Form 8-K

UNITED STATES

SECURITIES AND EXCHANGE COMMISSION

Washington, D.C. 20549

 


FORM 8-K

 


CURRENT REPORT

Pursuant to Section 13 OR 15(d) of

The Securities Exchange Act of 1934

Date of Report (Date of earliest event reported) April 3, 2007

 


AMERICAN ACCESS TECHNOLOGIES, INC.

(Exact name of registrant as specified in its charter)

 


 

Florida   000-24575   59-3410234

(State or other jurisdiction

of incorporation)

  (Commission File Number)  

(IRS Employer

Identification No.)

 

6670 SPRINGLAKE ROAD, KEYSTONE HEIGHTS, FLORIDA   32656
(Address of principal executive offices)   (Zip Code)

Registrant’s telephone number, including area code 352-473-6673

 


Check the appropriate box below if the Form 8-K filing is intended to simultaneously satisfy the filing obligation of the registrant under any of the following provisions (see General Instruction A.2. below):

 

¨ Written communications pursuant to Rule 425 under the Securities Act (17 CFR 230.425)

 

x Soliciting material pursuant to Rule 14a-12 under the Exchange Act (17 CFR 240.14a-12)

 

¨ Pre-commencement communications pursuant to Rule 14d-2(b) under the Exchange Act (17 CFR 240.14d-2(b))

 

¨ Pre-commencement communications pursuant to Rule 13e-4(c) under the Exchange Act (17 CFR 240.13e-4(c))

 



Item 1.01 Entry into a Material Definitive Agreement.

Second Amendment to Merger Agreement

On April 3, 2007, American Access Technologies, Inc. (“American Access”) and M & I Electric Industries, Inc. (“M & I”) entered into a Second amendment (the “Second Amendment”) to the Agreement and Plan of Merger dated as of December 1, 2006 (the “Merger Agreement”) as amended by agreement dated March 13, 2007. Under the terms of the Merger Agreement, without giving effect to the Second Amendment, either American Access or M & I could have terminated the Merger Agreement and abandoned the merger provided for thereunder (the “Merger”) at any time on or after April 30, 2007 (the “Outside Date”), subject to certain conditions. The Second Amendment extends the Outside Date to May 18, 2007.

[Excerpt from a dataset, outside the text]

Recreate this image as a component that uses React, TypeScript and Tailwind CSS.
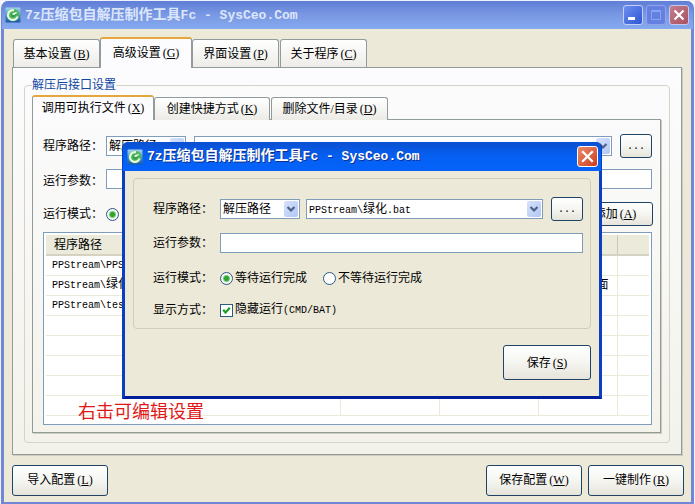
import type { ReactNode } from "react";
import clsx from "clsx";

const files = [
  { name: "PPStream\\PPStream", ext: ".exe", mode: "等待", display: "显示界面" },
  { name: "PPStream\\", cjk: "绿化", ext: ".bat", mode: "等待", display: "不显示界面" },
  { name: "PPStream\\test", ext: ".exe", mode: "等待", display: "显示界面" },
];
const emptyRows = [0, 1, 2, 3, 4];

function Hotkey({ children }: { children: string }) {
  return (
    <span className="ml-0.5">
      (<u>{children}</u>)
    </span>
  );
}

function Mono({ children }: { children: ReactNode }) {
  return <span className="font-['Liberation_Mono','Noto_Sans_CJK_SC',monospace] text-[10px]">{children}</span>;
}

function AppLogo() {
  return (
    <svg viewBox="0 0 16 16" className="h-4 w-4 shrink-0" aria-hidden="true">
      <defs>
        <linearGradient id="logoBg" x1="0" y1="0" x2="0" y2="1">
          <stop offset="0" stopColor="#a4d2ee" />
          <stop offset="0.5" stopColor="#4b9fc0" />
          <stop offset="1" stopColor="#1a56a4" />
        </linearGradient>
      </defs>
      <rect x="0.5" y="0.5" width="15" height="15" rx="1" fill="url(#logoBg)" />
      <circle cx="8" cy="8" r="6.300" fill="#4db55a" />
      <path d="M12.600 9.500A4.900 4.900 0 1 1 9 3.200" fill="none" stroke="#e8f8e2" strokeWidth="2.200" />
      <path d="M6 9C6 6 8.500 4.800 12 5.500C11 6.500 11 9.800 8 10.500Z" fill="#2f9d4a" />
      <path d="M7 7.500C8 5.500 10 5 12.500 5.500C11 6.300 10.500 7.500 9 8Z" fill="#f2fbe9" />
    </svg>
  );
}

function TitleText() {
  return (
    <h1 className="whitespace-pre font-['Liberation_Mono','Noto_Sans_CJK_SC',monospace] text-[13px] leading-5 font-bold">
      7z<span className="text-[14px]">压缩包自解压制作工具</span>Fc - SysCeo.Com
    </h1>
  );
}

function Tab({ label, hotkey, active, className }: { label: string; hotkey: string; active?: boolean; className: string }) {
  return (
    <button
      type="button"
      role="tab"
      aria-selected={!!active}
      className={clsx(
        "whitespace-nowrap rounded-t-[3px] border border-b-0 border-[#919b9c]",
        active
          ? "relative border-t-2 border-t-[#e5a63c] bg-[#fcfcfe] pb-0.5"
          : "bg-linear-to-b from-white to-[#ecebe6]",
        className,
      )}
    >
      {label}
      <Hotkey>{hotkey}</Hotkey>
    </button>
  );
}

function PushButton({ children, className, label }: { children: ReactNode; className: string; label?: string }) {
  return (
    <button
      type="button"
      aria-label={label}
      className={clsx(
        "shrink-0 whitespace-nowrap rounded-[3px] border border-[#1f4468] bg-linear-to-b from-white via-[#f5f5f1] to-[#e6e4da]",
        className,
      )}
    >
      {children}
    </button>
  );
}

function Select({ id, label, children, className }: { id: string; label?: string; children?: ReactNode; className: string }) {
  return (
    <div className={clsx("relative h-5", className)}>
      <select
        id={id}
        aria-label={label}
        className="block h-5 w-full appearance-none border border-[#7f9db9] bg-white pr-5 pl-0.5 leading-4"
      >
        {children}
      </select>
      <span className="pointer-events-none absolute top-0.5 right-0.5 flex h-4 w-3.5 items-center justify-center rounded-[2px] bg-linear-to-br from-[#d6e2fd] to-[#b3c7f3]">
        <svg viewBox="0 0 10 8" className="h-2 w-2.5" aria-hidden="true">
          <path d="M1.500 2L5 5.500L8.500 2" fill="none" stroke="#4d6185" strokeWidth="2.200" />
        </svg>
      </span>
    </div>
  );
}

function Radio({ name, label, checked, hideLabel }: { name: string; label: string; checked?: boolean; hideLabel?: boolean }) {
  return (
    <label className="flex items-center gap-0.5 whitespace-nowrap">
      <input
        type="radio"
        name={name}
        aria-label={label}
        defaultChecked={checked}
        className="h-[13px] w-[13px] appearance-none rounded-full border border-[#2a5a86] bg-white checked:bg-[radial-gradient(circle,#2ba52b_0_2px,#7ccb7c_3px,#f6f6f2_4px)]"
      />
      {!hideLabel && label}
    </label>
  );
}

function MainWindow() {
  return (
    <div className="flex flex-1 flex-col rounded-t-[7px] border-x-[3px] border-b-2 border-[#7286d6] bg-[#ece9d8]">
      <header className="-mx-0.5 flex h-7 items-center gap-1 rounded-t-[6px] bg-linear-to-b from-[#5f7ed6] via-[#7a98e3] to-[#85aaf0] pr-1 pl-[3px] text-[#dce6fa]">
        <AppLogo />
        <TitleText />
        <div className="ml-auto flex gap-[3px]">
          <button type="button" aria-label="最小化" className="h-5 w-5 rounded-[3px] border border-[#c3d0f5] bg-linear-to-br from-[#6d8ff0] to-[#2f55d4]">
            <svg viewBox="0 0 18 18" aria-hidden="true"><path d="M4 12.500h7" stroke="#fff" strokeWidth="3" /></svg>
          </button>
          <button type="button" aria-label="最大化" className="h-5 w-5 rounded-[3px] border border-[#91a5ec] bg-[#6481e2]">
            <svg viewBox="0 0 18 18" fill="none" aria-hidden="true"><path d="M4.500 4.500h9v9h-9zM4 5.500h10" stroke="#8ba3f0" /></svg>
          </button>
          <button type="button" aria-label="关闭" className="h-5 w-5 rounded-[3px] border border-[#c9c8e8] bg-linear-to-br from-[#c27f90] to-[#a8505f]">
            <svg viewBox="0 0 18 18" aria-hidden="true"><path d="M4.500 4.500l9 9M13.500 4.500l-9 9" stroke="#fff" strokeWidth="2.200" /></svg>
          </button>
        </div>
      </header>

      <main className="flex flex-1 flex-col pt-2 pr-[7px] pb-1.5 pl-2">
        <div role="tablist" className="-mb-px flex items-end px-px">
          <Tab label="基本设置" hotkey="B" className="h-[29px] w-[87px]" />
          <Tab label="高级设置" hotkey="G" active className="h-[31px] w-[92px]" />
          <Tab label="界面设置" hotkey="P" className="h-[29px] w-[87px]" />
          <Tab label="关于程序" hotkey="C" className="ml-px h-[29px] w-[87px]" />
        </div>
        <section className="mr-0.5 flex flex-1 flex-col border border-[#919b9c] bg-linear-to-b from-[#fcfcfe] to-[#f3f2ea] px-[11px] pt-[9px] pb-[11px] shadow-[1px_1px_0_#cfccbd]">
          <fieldset className="min-w-0 rounded-[4px] border border-[#d5d3c6] pr-1.5 pb-[9px] pl-[7px]">
            <legend className="leading-4 text-[#0e46a3]">解压后接口设置</legend>
            <div role="tablist" className="-mb-px flex items-end pt-0.5">
              <Tab label="调用可执行文件" hotkey="X" active className="h-[25px] w-[122px]" />
              <Tab label="创建快捷方式" hotkey="K" className="h-[23px] w-[116px]" />
              <Tab label="删除文件/目录" hotkey="D" className="ml-px h-[23px] w-[117px]" />
            </div>
            <div className="mr-0.5 border border-[#919b9c] pt-3.5 pr-2 pb-[7px] pl-2.5 shadow-[1px_1px_0_#cfccbd]">
              <div className="flex h-6 items-center">
                <label htmlFor="base" className="w-[63px] shrink-0">程序路径：</label>
                <Select id="base" className="w-20 shrink-0">
                  <option>解压路径</option>
                </Select>
                <Select id="file" label="文件" className="mx-2 flex-1" />
                <PushButton label="浏览" className="h-6 w-8"><Mono>...</Mono></PushButton>
              </div>
              <div className="mt-[11px] flex h-5 items-center">
                <label htmlFor="args" className="w-[63px] shrink-0 pt-1">运行参数：</label>
                <input id="args" className="h-5 min-w-0 flex-1 border border-[#7f9db9] bg-white px-1" />
              </div>
              <div className="mt-[13px] -mr-px flex h-6 items-center">
                <span className="w-[63px] shrink-0">运行模式：</span>
                <Radio name="mode" label="等待运行完成" checked hideLabel />
                <PushButton className="ml-auto h-6 w-[76px]">添加<Hotkey>A</Hotkey></PushButton>
              </div>
              <div className="relative mt-1.5 border border-[#7f9db9] bg-white p-0.5 pb-2">
                <table className="w-full table-fixed border-collapse text-left">
                  <colgroup>
                    <col />
                    <col className="w-[99px]" />
                    <col className="w-[99px]" />
                    <col className="w-[79px]" />
                    <col className="w-[32px]" />
                  </colgroup>
                  <thead>
                    <tr className="h-5 border-b-2 border-[#d6d2c2] bg-[#ebeadb]">
                      <th className="border-r border-[#cbc8b9] pl-2 font-normal">程序路径</th>
                      <th className="border-r border-[#cbc8b9] pl-2 font-normal">运行参数</th>
                      <th className="border-r border-[#cbc8b9] pl-2 font-normal">运行模式</th>
                      <th className="border-r border-[#cbc8b9] pl-2 font-normal">显示方式</th>
                      <th />
                    </tr>
                  </thead>
                  <tbody>
                    {files.map((file) => (
                      <tr key={file.name} className="h-5 border-b border-[#ece9d8]">
                        <td className="border-r border-[#ece9d8] pl-1.5">
                          <Mono>{file.name}</Mono>{file.cjk}<Mono>{file.ext}</Mono>
                        </td>
                        <td className="border-r border-[#ece9d8]" />
                        <td className="border-r border-[#ece9d8] pl-1.5">{file.mode}</td>
                        <td className="border-r border-[#ece9d8] pl-2.5">{file.display}</td>
                        <td />
                      </tr>
                    ))}
                    {emptyRows.map((row) => (
                      <tr key={row} className="h-5 border-b border-[#ece9d8]">
                        <td className="border-r border-[#ece9d8]" />
                        <td className="border-r border-[#ece9d8]" />
                        <td className="border-r border-[#ece9d8]" />
                        <td className="border-r border-[#ece9d8]" />
                        <td />
                      </tr>
                    ))}
                  </tbody>
                </table>
                <p className="absolute bottom-0 left-[34px] text-[18px] leading-6 text-[#e01818]">右击可编辑设置</p>
              </div>
            </div>
          </fieldset>
        </section>
        <footer className="mt-2.5 flex gap-1.5">
          <PushButton className="h-[31px] w-24">导入配置<Hotkey>L</Hotkey></PushButton>
          <PushButton className="ml-auto h-[31px] w-24">保存配置<Hotkey>W</Hotkey></PushButton>
          <PushButton className="h-[31px] w-24">一键制作<Hotkey>R</Hotkey></PushButton>
        </footer>
      </main>
    </div>
  );
}

function EditDialog() {
  return (
    <div
      role="dialog"
      aria-label="编辑设置"
      className="absolute top-[141px] left-[121px] w-[480px] rounded-t-[6px] border-x-[3px] border-b-[3px] border-[#0a3fc4] border-b-[#001d9a] bg-[#ece9d8]"
    >
      <header className="-mx-0.5 flex h-[29px] items-center gap-1 rounded-t-[5px] bg-linear-to-b from-[#0a4fd0] via-[#0560f2] to-[#0563fb] pr-[3px] pl-1 text-white [text-shadow:1px_1px_#0f2f8c]">
        <AppLogo />
        <TitleText />
        <button type="button" aria-label="关闭" className="ml-auto h-[21px] w-[21px] rounded-[3px] border border-white bg-linear-to-br from-[#ea8a6c] to-[#cc3a18]">
          <svg viewBox="0 0 18 18" aria-hidden="true"><path d="M4 4l10 10M14 4l-10 10" stroke="#fff" strokeWidth="2.200" /></svg>
        </button>
      </header>
      <form className="flex flex-col px-2 pt-[7px] pb-4">
        <div className="rounded-[4px] border border-[#d0cdbc] pt-[18px] pr-[7px] pb-[9px] pl-[19px]">
          <div className="flex h-6 items-center">
            <label htmlFor="editBase" className="w-[67px] shrink-0">程序路径：</label>
            <Select id="editBase" className="w-20 shrink-0">
              <option>解压路径</option>
            </Select>
            <div className="relative mr-2 ml-1.5 h-5 flex-1">
              <Select id="editFile" label="文件" className="w-full" />
              <span className="pointer-events-none absolute top-0.5 left-[3px] leading-4">
                <Mono>PPStream\</Mono>绿化<Mono>.bat</Mono>
              </span>
            </div>
            <PushButton label="浏览" className="h-6 w-8"><Mono>...</Mono></PushButton>
          </div>
          <div className="mt-3 flex h-5 items-center">
            <label htmlFor="editArgs" className="w-[67px] shrink-0">运行参数：</label>
            <input id="editArgs" className="h-5 min-w-0 flex-1 border border-[#7f9db9] bg-white px-1" />
          </div>
          <div className="mt-4 flex h-[18px] items-center">
            <span className="w-[67px] shrink-0">运行模式：</span>
            <Radio name="editMode" label="等待运行完成" checked />
            <div className="ml-4">
              <Radio name="editMode" label="不等待运行完成" />
            </div>
          </div>
          <div className="mt-3.5 flex h-[18px] items-center">
            <span className="w-[67px] shrink-0">显示方式：</span>
            <label className="flex items-center gap-0.5 whitespace-nowrap">
              <span className="grid">
                <input
                  type="checkbox"
                  defaultChecked
                  className="peer col-start-1 row-start-1 h-[13px] w-[13px] appearance-none border border-[#2a5a86] bg-white"
                />
                <svg viewBox="0 0 13 13" className="pointer-events-none invisible col-start-1 row-start-1 h-[13px] w-[13px] peer-checked:visible" aria-hidden="true">
                  <path d="M3.200 5.800L5.500 8.500L9.800 3.800" fill="none" stroke="#21a121" strokeWidth="2.200" />
                </svg>
              </span>
              <span>隐藏运行<Mono>(CMD/BAT)</Mono></span>
            </label>
          </div>
        </div>
        <PushButton className="mt-4 h-[35px] w-[88px] self-end">保存<Hotkey>S</Hotkey></PushButton>
      </form>
    </div>
  );
}

export default function App() {
  return (
    <div className="relative flex min-h-screen flex-col border border-[#eef1fb] bg-white font-['Liberation_Serif','Noto_Sans_CJK_SC',sans-serif] text-[12px] leading-4 text-black">
      <MainWindow />
      <EditDialog />
    </div>
  );
}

The foregoing description of the Merger, the Merger Agreement and the two Amendments are qualified in their entirety by reference to the Merger Agreement (incorporated by reference to Exhibit 10.23 to American Access’ Annual Report on Form 10-KSB filed with the Securities and Exchange Commission on March 12, 2007), the initial Amendment (incorporated by reference to Exhibit 10.2 to American Access’ Form 8-K filed with the Securities and Exchange Commission on March 19, 2007) and the Second Amendment (attached as Exhibit 10.3 and incorporated herein by reference).

On April 4, 2007 American Access issued a press release announcing the entry into the Second Amendment, which is attached as Exhibit 99.1 and is incorporated herein by reference.

 

Item 9.01 Financial Statements and Exhibits.

(d) Exhibits

 

10.1   Agreement and Plan of Merger dated December 1, 2006, by and among American Access, AAT Merger Sub, Inc. and M & I Electric Industries, Inc. (incorporated by reference to Exhibit 10.23 to American Access’ Annual Report on Form 10-KSB filed with the Securities and Exchange Commission on March 12, 2007).
10.2   Amendment dated March 13, 2007 to Agreement and Plan of Merger dated December 1, 2006. (incorporated by reference to Exhibit 10.2 to American Access’ Form 8-K filed with the Securities and Exchange Commission on March 19, 2007).
10.3   Second Amendment dated April 3, 2007 to Agreement and Plan of Merger dated December 1, 2006 as amended by agreement dated March 13, 2007.
99.1   Press release dated April 4, 2007.


SIGNATURE

Pursuant to the requirements of the Securities Exchange Act of 1934, the registrant has duly caused this report to be signed on its behalf by the undersigned hereunto duly authorized.

 

   

AMERICAN ACCESS TECHNOLOGIES, INC.

                            (Registrant)

Date: April 4, 2007   By:  

/s/ Joseph F. McGuire

    Joseph F. McGuire
    Chief Financial Officer, Secretary, and Treasurer


EXHIBIT INDEX

 

Exhibit

Number

 

Description

10.3   Amendment dated April 3, 2007 to Agreement and Plan of Merger dated December 1, 2006.
99.1   Press Release dated April 4, 2007.